Aristegui reinstated

Carmen Aristegui, the radio broadcaster who was forced off the air recently, hit the wave lengths again this week after MVS, the Mexican radio station that had kicked her out of her early morning spot agreed to put her back.

Aristegui had been fired following controversial comments that speculated whether President Felipe Calderon was a drunk. Her dismissal unleashed an unprecedented campaign by radio listeners and other supporters who claimed that President Calderon had demanded her head. The debate simmered as it became public that MVS was in the throes of applying for a concession of a WiMax technology, which would allow it to enter the new business of fixed and mobile telephones and TV.

The debate quickly settled on the reputation of the journalist. Ricardo Trotti of the Inter American Press Association, an organisation that monitors abuses against the press and represents newspaper owners, said Aristegui did not spread a rumor, but made an interpretation of an event that occurred in the Mexican Congress, where a congressman brought a banner that read “Would you let a drunk drive your car? No? Then why do you let him lead the country?

But Marco Lara Klhar, another columnist said that while the forced dismissal of Aristegui was not correct, she had violated journalistic ethics by spreading a rumour.

Klhar goes back and reveals that the first time the rumor about President Calderon´s alcoholim goes back to a political ploy by a journalist who was angry after the 2006 presidential elections where the leftist Democratic Revolution Party, PRD, lost by a small number of votes. The PRD challenged the results and has never accepted it lost the elections. Federico Arreola, the reporter, started the rumor, to get back at President Felipe Calderon, he recalled recently.

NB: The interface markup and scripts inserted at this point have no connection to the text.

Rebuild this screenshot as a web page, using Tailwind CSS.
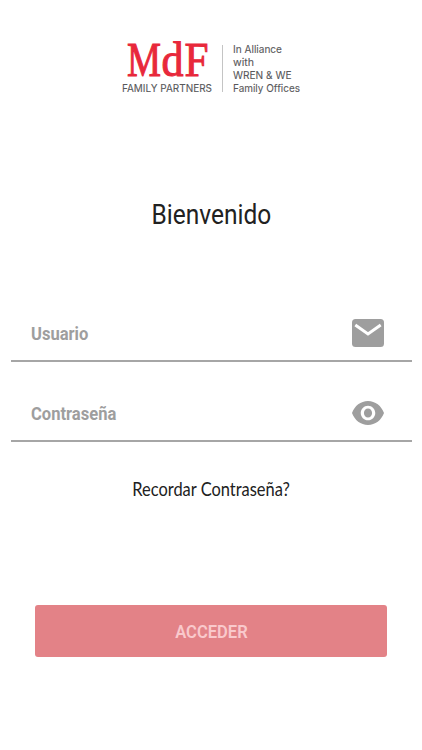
<!DOCTYPE html>
<html lang="es">
<head>
    <meta charset="UTF-8">
    <meta name="viewport" content="width=device-width, initial-scale=1.0">
    <title>MdF Family Partners</title>
    <script src="https://cdn.jsdelivr.net/npm/@tailwindcss/browser@4"></script>
</head>
<body class="bg-white min-h-screen font-[Roboto,sans-serif] text-[#212121]">
<main class="flex flex-col items-center w-full pt-6">
    <!-- Logo -->
    <svg class="w-[190px] h-[76px]" viewBox="116 24 190 76" role="img" aria-label="MdF Family Partners">
        <text y="75.5" font-family="Liberation Serif, serif" font-size="47.5" fill="#e8283b" stroke="#e8283b" stroke-width="1"><tspan x="127" textLength="34" lengthAdjust="spacingAndGlyphs">M</tspan><tspan x="161.5" textLength="22" lengthAdjust="spacingAndGlyphs">d</tspan><tspan x="184.5" textLength="24" lengthAdjust="spacingAndGlyphs">F</tspan></text>
        <g font-family="Inter, sans-serif" font-size="10.5" fill="#58585a" stroke="#58585a" stroke-width="0.1">
            <text x="122" y="92.3" textLength="90" lengthAdjust="spacingAndGlyphs">FAMILY PARTNERS</text>
            <text x="233" y="52.7" textLength="49" lengthAdjust="spacingAndGlyphs">In Alliance</text>
            <text x="233" y="66" textLength="21" lengthAdjust="spacingAndGlyphs">with</text>
            <text x="233" y="79.2" textLength="58.5" lengthAdjust="spacingAndGlyphs">WREN &amp; WE</text>
            <text x="233" y="92.3" textLength="67" lengthAdjust="spacingAndGlyphs">Family Offices</text>
        </g>
        <path d="M222.5 45v47" stroke="#c4c4c4" stroke-width="1"/>
    </svg>

    <h1 class="mt-[95px] h-10 leading-10 text-[28px] scale-x-[0.875]">Bienvenido</h1>

    <form class="w-full flex flex-col items-center">
        <div class="w-[401px] mt-[71px] h-[56px] flex items-center justify-between pl-[20px] pr-[28px] border-b-2 border-[#a6a6a6]">
            <input type="text" placeholder="Usuario" class="w-[280px] origin-left scale-x-[0.92] text-[18px] font-bold outline-none placeholder:text-[#9e9e9e]">
            <svg class="w-8 h-7" viewBox="0 0 32 28">
                <rect width="32" height="28" rx="3.5" fill="#9e9e9e"/>
                <path d="M3.3 6L16 15 28.7 6" fill="none" stroke="#fff" stroke-width="3"/>
            </svg>
        </div>
        <div class="w-[401px] mt-6 h-[56px] flex items-center justify-between pl-[20px] pr-[28px] border-b-2 border-[#a6a6a6]">
            <input type="password" placeholder="Contraseña" class="w-[280px] origin-left scale-x-[0.92] text-[18px] font-bold outline-none placeholder:text-[#9e9e9e]">
            <svg class="w-8 h-6" viewBox="1 4.5 22 15" preserveAspectRatio="none" fill="#9e9e9e">
                <path d="M12 4.5C7 4.5 2.73 7.61 1 12c1.73 4.39 6 7.5 11 7.5s9.27-3.11 11-7.5c-1.73-4.39-6-7.5-11-7.5zM12 16.6c-2.76 0-5-2.06-5-4.6s2.24-4.6 5-4.6 5 2.06 5 4.6-2.24 4.6-5 4.6zm0-7.4c-1.55 0-2.8 1.25-2.8 2.8s1.25 2.8 2.8 2.8 2.8-1.25 2.8-2.8-1.25-2.8-2.8-2.8z"/>
            </svg>
        </div>

        <a href="#" class="mt-[31px] h-8 leading-8 font-[Lato,sans-serif] text-[19px] scale-x-[0.865]">Recordar Contraseña?</a>

        <button type="button" class="mt-[100px] w-[352px] h-[52px] rounded-[3px] bg-[#e38287] text-[#f9c9cc] text-[18px] font-semibold">
            <span class="inline-block scale-x-[0.92]">ACCEDER</span>
        </button>
    </form>
</main>
</body>
</html>
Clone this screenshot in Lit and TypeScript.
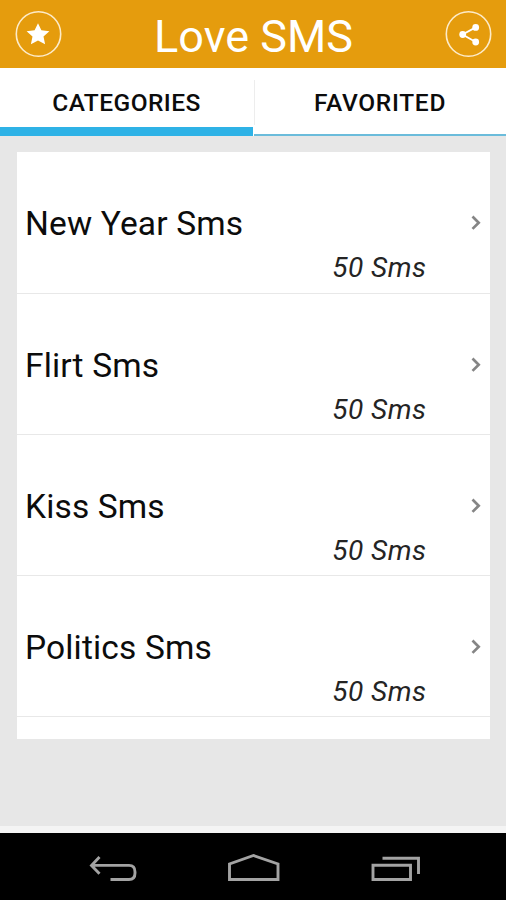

Now admitting that there is no evidence to prove that the president is a drunkard, Arreola says there is enough to be an “illegal” president because he did not win the 2006 elections.

Aristegui returned to her news program saying that the right to be critical in Mexico had been protected and she thanked her public for supporting her during the crisis. Aristegui is a controversial figure, but a well-respected analyst and broadcaster who often tackles issues other reporters ignore.